1.1 Research Background

The Czech Republic became an independent country after the Velvet revolution in 1989 and followed the partition of Czechoslovakia which took effect on the 1st of January 1993. Now the independent Czech Republic could create its own foreign policy which was in the direction of the necessary changes to be able to join the free market and other international communities. The most important being joining the World Trade Organization (WTO) in 1995, joining the North Atlantic Treaty Organization (NATO) in 1997, and then in 2014 joining the European Union.
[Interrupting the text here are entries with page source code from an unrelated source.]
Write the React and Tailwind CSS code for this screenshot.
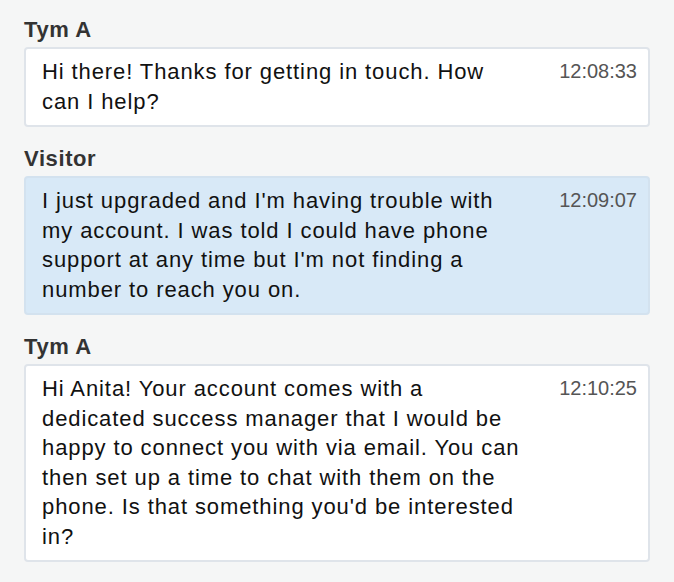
import React from "react";

// lines are kept as in the transcript so the wrap matches
const messages = [
  {
    author: "Tym A",
    time: "12:08:33",
    lines: ["Hi there! Thanks for getting in touch. How", "can I help?"],
    visitor: false,
  },
  {
    author: "Visitor",
    time: "12:09:07",
    lines: [
      "I just upgraded and I'm having trouble with",
      "my account. I was told I could have phone",
      "support at any time but I'm not finding a",
      "number to reach you on.",
    ],
    visitor: true,
  },
  {
    author: "Tym A",
    time: "12:10:25",
    lines: [
      "Hi Anita! Your account comes with a",
      "dedicated success manager that I would be",
      "happy to connect you with via email. You can",
      "then set up a time to chat with them on the",
      "phone. Is that something you'd be interested",
      "in?",
    ],
    visitor: false,
  },
];

export default function App() {
  return (
    <div
      className="min-h-[582px] bg-[#f5f6f6] px-[24px] pt-[16px] pb-4"
      style={{ fontFamily: '"Liberation Sans", Arial, sans-serif' }}
    >
      {messages.map((m, i) => (
        <div key={i} className="mb-[18px]">
          <div className="text-[22px] font-bold leading-[28px] tracking-[0.6px] text-[#333] mb-[3px]">
            {m.author}
          </div>
          <div
            className={
              "flex justify-between rounded-[4px] border-2 pl-[16px] pr-[11px] pt-[8px] pb-[9px] " +
              (m.visitor ? "bg-[#d8e9f7] border-[#d3e2ef]" : "bg-white border-[#dfe4ea]")
            }
          >
            <p className="text-[22px] leading-[29.5px] tracking-[0.9px] text-[#111] whitespace-nowrap">
              {m.lines.map((line, j) => (
                <span key={j} className="block">
                  {line}
                </span>
              ))}
            </p>
            <span className="text-[20px] leading-[29.5px] text-[#555]">
              {m.time}
            </span>
          </div>
        </div>
      ))}
    </div>
  );
}
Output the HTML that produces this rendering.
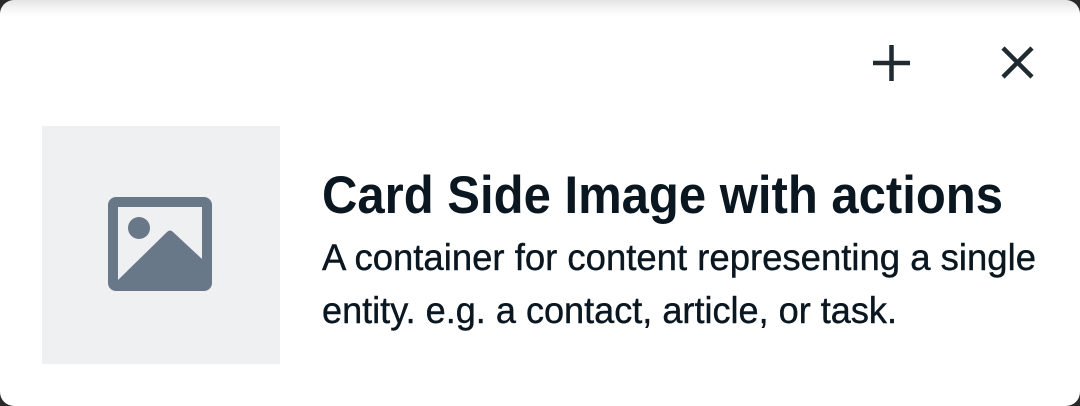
<!DOCTYPE html>
<html><head><meta charset="utf-8"><style>
html,body{margin:0;padding:0;width:1080px;height:406px;overflow:hidden;background:#2a2a2a}
.card{position:absolute;left:0;top:0;width:1080px;height:406px;border-radius:14px;background:linear-gradient(#e4e4e4 0px,#f4f4f4 8px,#fff 16px,#fff 100%);overflow:hidden}
svg{position:absolute;left:0;top:0}
</style></head><body>
<div class="card">
<svg width="1080" height="406" viewBox="0 0 1080 406">
<rect x="42" y="126" width="238" height="238" fill="#eff0f2"/>
<rect x="113" y="202" width="94" height="84" rx="3" fill="none" stroke="#687889" stroke-width="10"/>
<circle cx="139" cy="228" r="11" fill="#687889"/>
<path d="M118 280 L167 232 Q170 229 173 232 L202 259 L202 286 L118 286 Z" fill="#687889"/>
<path d="M873 63 H910 M891.5 45 V81" stroke="#1f2a31" stroke-width="4.5" fill="none"/>
<path d="M1003 48 L1032 77 M1032 48 L1003 77" stroke="#1f2a31" stroke-width="4.5" fill="none"/>
<g font-family="Liberation Sans, sans-serif" fill="#0a1620">
<text x="322" y="213" font-size="53" font-weight="bold" textLength="681" lengthAdjust="spacingAndGlyphs">Card Side Image with actions</text>
<text x="322" y="270" font-size="37" stroke="#0a1620" stroke-width="0.4" textLength="714" lengthAdjust="spacingAndGlyphs">A container for content representing a single</text>
<text x="322" y="323" font-size="37" stroke="#0a1620" stroke-width="0.4" textLength="575" lengthAdjust="spacingAndGlyphs">entity. e.g. a contact, article, or task.</text>
</g>
</svg>
</div>
</body></html>
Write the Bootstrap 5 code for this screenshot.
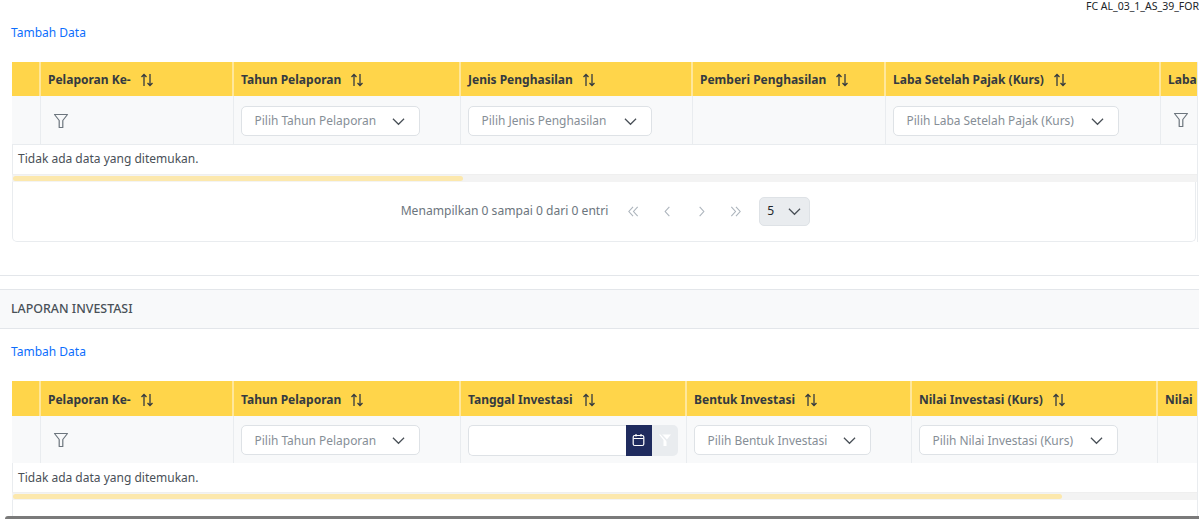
<!DOCTYPE html>
<html lang="id">
<head>
<meta charset="utf-8">
<title>Laporan</title>
<link href="https://cdn.jsdelivr.net/npm/bootstrap@5.3.0/dist/css/bootstrap.min.css" rel="stylesheet">
<style>
html,body{height:519px;overflow:hidden;background:#fff}
body{font-family:"Noto Sans",sans-serif;font-size:12px;color:#495057}
.doc-code{height:19px;white-space:nowrap;font-size:10.5px;line-height:12px;color:#212529;margin-left:1086px;width:113px;overflow:hidden}
.add-row{padding-left:11px;height:43px;padding-top:5px;line-height:17px}
.add-row a{color:#0d6efd;text-decoration:none;font-size:12px}
.grid-wrap{margin-left:12px;width:1186px;overflow:hidden;border-right:1px solid #e9ecef}
.grid-scroll{overflow:hidden}
.data-grid{table-layout:fixed;border-collapse:collapse;margin:0}
.data-grid th{background:#ffd54a;height:34px;padding:2px 7px 0;font-weight:700;font-size:12px;color:#343a40;white-space:nowrap;border-right:2px solid #ffe79b;border-bottom:0;vertical-align:middle;overflow:hidden}
.data-grid td{background:#f8f9fa;height:48px;padding:2px 7px 0;border-right:1px solid #e9ecef;border-bottom:1px solid #e9ecef;vertical-align:middle}
.grid-two .data-grid th{height:35px;padding-top:3px}
.grid-two .data-grid td{border-bottom:0;height:47px}
.sort-ic{width:14px;height:14px;margin-left:6px;vertical-align:-3px}
.pick{display:inline-flex;align-items:center;justify-content:space-between;height:30px;background:#fff;border:1px solid #dee2e6;border-radius:5px;padding:1px 14px 0 13px;color:#868e96;white-space:nowrap;font-size:11.95px;line-height:1}
.pick svg{width:13px;height:13px;flex:none}
.funnel{width:16px;height:16px;display:block;margin-left:5px}
.funnel-2{margin-left:5px;margin-top:-1px}
.empty-row{height:29px;line-height:28px;padding-left:5px;background:#fff;font-size:12px;border-left:1px solid #e9ecef;color:#495057}
.grid-two .empty-row{line-height:30px}
.sbar{height:8px;background:#f3f3f3;padding:1px 0 2px 1px;border-top:1px solid #efefef}
.sbar div{height:5px;background:#fce8ad;border-radius:3px}
.pager-box{height:60px;border:1px solid #e9ecef;border-top:0;border-radius:0 0 5px 5px;display:flex;align-items:center;justify-content:center;margin-right:1px;padding-left:3px;gap:0;font-size:12.1px;color:#6c757d}
.pager-box .pg-ic{width:34px;display:flex;justify-content:center}
.pager-box .pg-ic svg{width:13px;height:13px}
.pg-label{margin-right:8px}
.pg-size{width:51px;height:29px;margin-left:7px;background:#e9ecef;border:1px solid #dee2e6;border-radius:5px;display:flex;align-items:center;justify-content:space-between;padding:0 8px 0 7px;color:#212529}
.pg-size svg{width:13px;height:13px}
.sec-gap{height:34px;border-bottom:1px solid #e3e6ea}
.sec-head{margin-top:13px;height:40px;background:#f8f9fa;border-top:1px solid #e3e6ea;border-bottom:1px solid #e3e6ea;padding-left:11px;line-height:38px;font-weight:500;font-size:12.4px;color:#495057}
.add-two{height:52px;padding-top:14px}
.date-wrap{display:flex;align-items:stretch;height:31px;width:210px}
.date-input{width:158px;background:#fff;border:1px solid #dee2e6;border-right:0;border-radius:5px 0 0 5px}
.date-btn{width:26px;background:#1f2b5e;display:flex;align-items:center;justify-content:center}
.date-clear{width:26px;background:#e9ecef;border-radius:0 5px 5px 0;display:flex;align-items:center;justify-content:center}
.tail-fill{height:16px;border-left:1px solid #e9ecef}
.page-track{height:3px;margin-left:5px;background:#7a7a7a;border-radius:3px 0 0 0}
</style>
</head>
<body>
<div class="doc-code">FC AL_03_1_AS_39_FOR</div>
<div class="add-row"><a href="#">Tambah Data</a></div>

<svg width="0" height="0" class="d-block position-absolute">
  <defs>
    <symbol id="i-sort" viewBox="0 0 14 14"><path d="M4 13V1.500M1.500 4 4 1.500 6.500 4M10 1v11.500M7.500 10l2.500 2.500 2.500-2.500" fill="none" stroke="currentColor" stroke-width="1.300"/></symbol>
    <symbol id="i-down" viewBox="0 0 14 14"><path d="M1 4l6 6 6-6" fill="none" stroke="#495057" stroke-width="1.300"/></symbol>
    <symbol id="i-funnel" viewBox="0 0 16 16"><path d="M1.500 1.500h13L9.800 7.500v7H6.200v-7z" fill="none" stroke="#6c757d" stroke-width="1.200" stroke-linejoin="round"/></symbol>
    <symbol id="i-first" viewBox="0 0 14 14"><path d="M6.500 2 2 7l4.500 5M11.500 2 7 7l4.500 5" fill="none" stroke="#adb5bd" stroke-width="1.200"/></symbol>
    <symbol id="i-prev" viewBox="0 0 14 14"><path d="M9 2 4.500 7 9 12" fill="none" stroke="#adb5bd" stroke-width="1.200"/></symbol>
    <symbol id="i-next" viewBox="0 0 14 14"><path d="M5 2l4.500 5L5 12" fill="none" stroke="#adb5bd" stroke-width="1.200"/></symbol>
    <symbol id="i-last" viewBox="0 0 14 14"><path d="M2.500 2 7 7l-4.500 5M7.500 2 12 7l-4.500 5" fill="none" stroke="#adb5bd" stroke-width="1.200"/></symbol>
  </defs>
</svg>

<div class="grid-wrap">
  <div class="grid-scroll">
    <table class="data-grid table">
      <colgroup><col style="width:28px"><col style="width:193px"><col style="width:227px"><col style="width:232px"><col style="width:193px"><col style="width:275px"><col style="width:200px"></colgroup>
      <thead><tr>
        <th></th>
        <th>Pelaporan Ke- <svg class="sort-ic"><use href="#i-sort"/></svg></th>
        <th>Tahun Pelaporan <svg class="sort-ic"><use href="#i-sort"/></svg></th>
        <th>Jenis Penghasilan <svg class="sort-ic"><use href="#i-sort"/></svg></th>
        <th>Pemberi Penghasilan <svg class="sort-ic"><use href="#i-sort"/></svg></th>
        <th>Laba Setelah Pajak (Kurs) <svg class="sort-ic"><use href="#i-sort"/></svg></th>
        <th>Laba</th>
      </tr></thead>
      <tbody><tr>
        <td></td>
        <td><svg class="funnel"><use href="#i-funnel"/></svg></td>
        <td><span class="pick" style="width:179px">Pilih Tahun Pelaporan <svg><use href="#i-down"/></svg></span></td>
        <td><span class="pick" style="width:184px">Pilih Jenis Penghasilan <svg><use href="#i-down"/></svg></span></td>
        <td></td>
        <td><span class="pick" style="width:226px">Pilih Laba Setelah Pajak (Kurs) <svg><use href="#i-down"/></svg></span></td>
        <td><svg class="funnel funnel-2"><use href="#i-funnel"/></svg></td>
      </tr></tbody>
    </table>
  </div>
  <div class="empty-row">Tidak ada data yang ditemukan.</div>
  <div class="sbar"><div style="width:450px"></div></div>
  <div class="pager-box">
    <span class="pg-label">Menampilkan 0 sampai 0 dari 0 entri</span>
    <span class="pg-ic"><svg><use href="#i-first"/></svg></span>
    <span class="pg-ic"><svg><use href="#i-prev"/></svg></span>
    <span class="pg-ic"><svg><use href="#i-next"/></svg></span>
    <span class="pg-ic"><svg><use href="#i-last"/></svg></span>
    <span class="pg-size">5 <svg><use href="#i-down"/></svg></span>
  </div>
</div>

<div class="sec-gap"></div>
<div class="sec-head">LAPORAN INVESTASI</div>
<div class="add-row add-two"><a href="#">Tambah Data</a></div>

<div class="grid-wrap grid-two">
  <div class="grid-scroll">
    <table class="data-grid table">
      <colgroup><col style="width:28px"><col style="width:193px"><col style="width:227px"><col style="width:226px"><col style="width:225px"><col style="width:246px"><col style="width:200px"></colgroup>
      <thead><tr>
        <th></th>
        <th>Pelaporan Ke- <svg class="sort-ic"><use href="#i-sort"/></svg></th>
        <th>Tahun Pelaporan <svg class="sort-ic"><use href="#i-sort"/></svg></th>
        <th>Tanggal Investasi <svg class="sort-ic"><use href="#i-sort"/></svg></th>
        <th>Bentuk Investasi <svg class="sort-ic"><use href="#i-sort"/></svg></th>
        <th>Nilai Investasi (Kurs) <svg class="sort-ic"><use href="#i-sort"/></svg></th>
        <th>Nilai</th>
      </tr></thead>
      <tbody><tr>
        <td></td>
        <td><svg class="funnel"><use href="#i-funnel"/></svg></td>
        <td><span class="pick" style="width:179px">Pilih Tahun Pelaporan <svg><use href="#i-down"/></svg></span></td>
        <td>
          <div class="date-wrap">
            <div class="date-input"></div>
            <div class="date-btn"><svg width="13" height="14" viewBox="0 0 13 14"><rect x="1.200" y="2.500" width="10.600" height="10" rx="1.500" fill="none" stroke="#fff" stroke-width="1.200"/><path d="M1.500 5.500h10M4 1v2.500M9 1v2.500" stroke="#fff" stroke-width="1.200"/></svg></div>
            <div class="date-clear"><svg width="14" height="14" viewBox="0 0 14 14"><path d="M1 1.500h12L8.500 7v6h-3V7z" fill="#fff"/><path d="M3 1l9 10" stroke="#e9ecef" stroke-width="1.500"/></svg></div>
          </div>
        </td>
        <td><span class="pick" style="width:177px">Pilih Bentuk Investasi <svg><use href="#i-down"/></svg></span></td>
        <td><span class="pick" style="width:199px">Pilih Nilai Investasi (Kurs) <svg><use href="#i-down"/></svg></span></td>
        <td></td>
      </tr></tbody>
    </table>
  </div>
  <div class="empty-row">Tidak ada data yang ditemukan.</div>
  <div class="sbar"><div style="width:1049px"></div></div>
  <div class="tail-fill"></div>
</div>
<div class="page-track"></div>
<script src="https://cdn.jsdelivr.net/npm/bootstrap@5.3.0/dist/js/bootstrap.bundle.min.js"></script>
</body>
</html>
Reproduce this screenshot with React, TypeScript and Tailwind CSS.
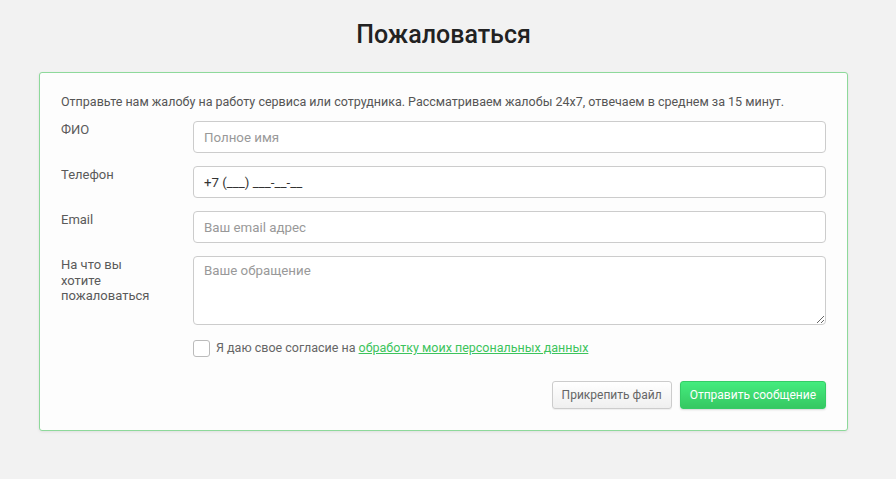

Even though the Czech Republic was now free to create its foreign policy and was no longer forced to listen to the Soviets, it nonetheless chose to keep the official ties with the People's Republic of China as was the norm among all major western countries, although the relations were not cordial at all due to the first Czech president Vaclav Havel who used to be a dissident and as a president, he was very outspoken about the human rights and a personal friend of His Holiness Dalai Lama as well as his support for Taiwan rejoining the UN.

The People's Republic of China started to emerge as an important international player in the 1980's with its economic reforms. With its growing economic importance came the acceptance to the international community which was finalized in 2001 when it officially became a member of the WTO. From the early 2000s to 2011 China's GDP was growing on average by 10% each year. This economy might also project itself into military spending, arms modernization, and bigger professionalization of the People's Liberation Army (PLA). The military and economy traditionally belong to the “hard power” sphere. Hard power defined by Joseph Jr. Nye is an ability to use a combination of military and economic might – sticks and carrots to make others do what you want them to do.1 Accumulation of PRC's hard power was an ongoing process that continues to present day and with Xi Jinping taking power in 2013 and changing the national narrative from:

“Hide your capacities, bide your time” defined by Deng Xiaoping to: “Striving for Achievement”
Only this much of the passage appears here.